◆ Your objective ◆
Without the pictures, copy the entries below word for word.

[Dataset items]

***

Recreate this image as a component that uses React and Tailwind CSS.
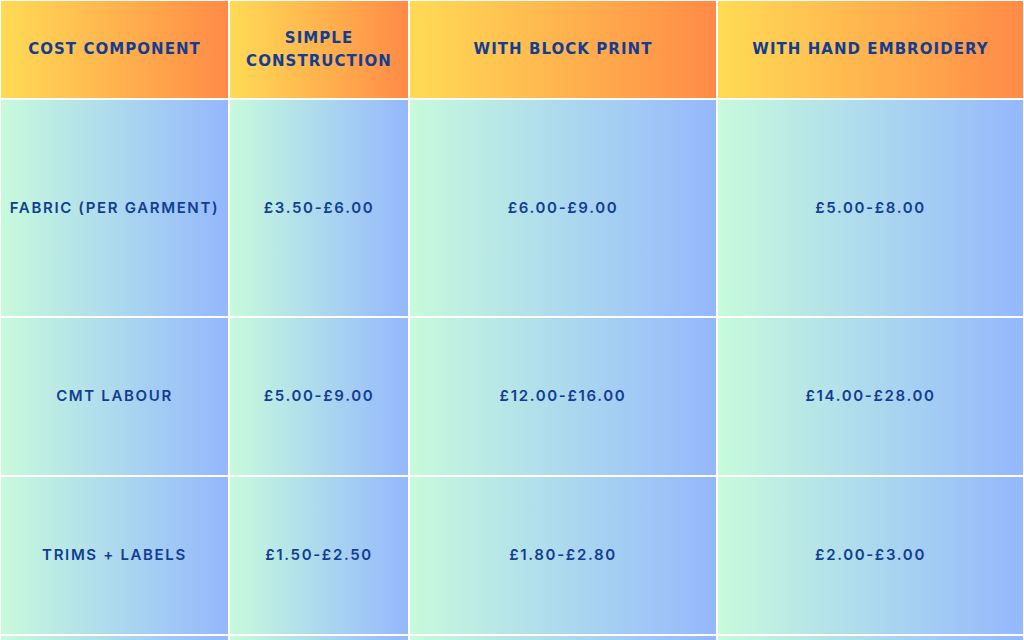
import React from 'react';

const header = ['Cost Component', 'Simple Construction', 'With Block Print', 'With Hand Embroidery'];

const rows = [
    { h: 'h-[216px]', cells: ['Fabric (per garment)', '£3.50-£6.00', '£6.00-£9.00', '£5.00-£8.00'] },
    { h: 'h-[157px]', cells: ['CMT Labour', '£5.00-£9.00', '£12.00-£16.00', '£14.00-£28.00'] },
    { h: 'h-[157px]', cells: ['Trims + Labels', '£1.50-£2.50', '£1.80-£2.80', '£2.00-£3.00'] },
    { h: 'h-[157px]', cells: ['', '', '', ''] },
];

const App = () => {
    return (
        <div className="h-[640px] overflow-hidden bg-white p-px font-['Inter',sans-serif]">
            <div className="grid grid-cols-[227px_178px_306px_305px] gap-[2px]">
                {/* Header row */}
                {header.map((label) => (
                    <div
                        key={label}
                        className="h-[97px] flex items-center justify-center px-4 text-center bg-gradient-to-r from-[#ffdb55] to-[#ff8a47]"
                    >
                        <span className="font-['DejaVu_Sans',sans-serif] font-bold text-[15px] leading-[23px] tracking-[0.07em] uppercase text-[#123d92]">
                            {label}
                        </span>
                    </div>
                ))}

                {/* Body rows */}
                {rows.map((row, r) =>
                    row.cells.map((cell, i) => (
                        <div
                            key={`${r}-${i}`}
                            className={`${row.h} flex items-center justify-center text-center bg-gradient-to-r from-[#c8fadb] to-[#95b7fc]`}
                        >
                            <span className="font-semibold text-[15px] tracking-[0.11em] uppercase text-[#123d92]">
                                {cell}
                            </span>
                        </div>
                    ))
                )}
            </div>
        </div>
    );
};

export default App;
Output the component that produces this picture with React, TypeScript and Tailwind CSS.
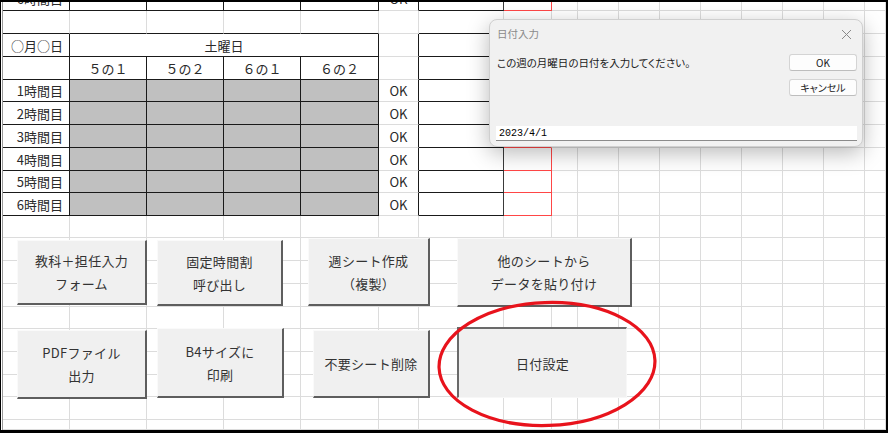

***

◆ Worked answer ◆
Recreate this image as a component that uses React and Tailwind CSS.
import React from 'react';

const header = ['Cost Component', 'Simple Construction', 'With Block Print', 'With Hand Embroidery'];

const rows = [
    { h: 'h-[216px]', cells: ['Fabric (per garment)', '£3.50-£6.00', '£6.00-£9.00', '£5.00-£8.00'] },
    { h: 'h-[157px]', cells: ['CMT Labour', '£5.00-£9.00', '£12.00-£16.00', '£14.00-£28.00'] },
    { h: 'h-[157px]', cells: ['Trims + Labels', '£1.50-£2.50', '£1.80-£2.80', '£2.00-£3.00'] },
    { h: 'h-[157px]', cells: ['', '', '', ''] },
];

const App = () => {
    return (
        <div className="h-[640px] overflow-hidden bg-white p-px font-['Inter',sans-serif]">
            <div className="grid grid-cols-[227px_178px_306px_305px] gap-[2px]">
                {/* Header row */}
                {header.map((label) => (
                    <div
                        key={label}
                        className="h-[97px] flex items-center justify-center px-4 text-center bg-gradient-to-r from-[#ffdb55] to-[#ff8a47]"
                    >
                        <span className="font-['DejaVu_Sans',sans-serif] font-bold text-[15px] leading-[23px] tracking-[0.07em] uppercase text-[#123d92]">
                            {label}
                        </span>
                    </div>
                ))}

                {/* Body rows */}
                {rows.map((row, r) =>
                    row.cells.map((cell, i) => (
                        <div
                            key={`${r}-${i}`}
                            className={`${row.h} flex items-center justify-center text-center bg-gradient-to-r from-[#c8fadb] to-[#95b7fc]`}
                        >
                            <span className="font-semibold text-[15px] tracking-[0.11em] uppercase text-[#123d92]">
                                {cell}
                            </span>
                        </div>
                    ))
                )}
            </div>
        </div>
    );
};

export default App;
Output the component that produces this picture with React, TypeScript and Tailwind CSS.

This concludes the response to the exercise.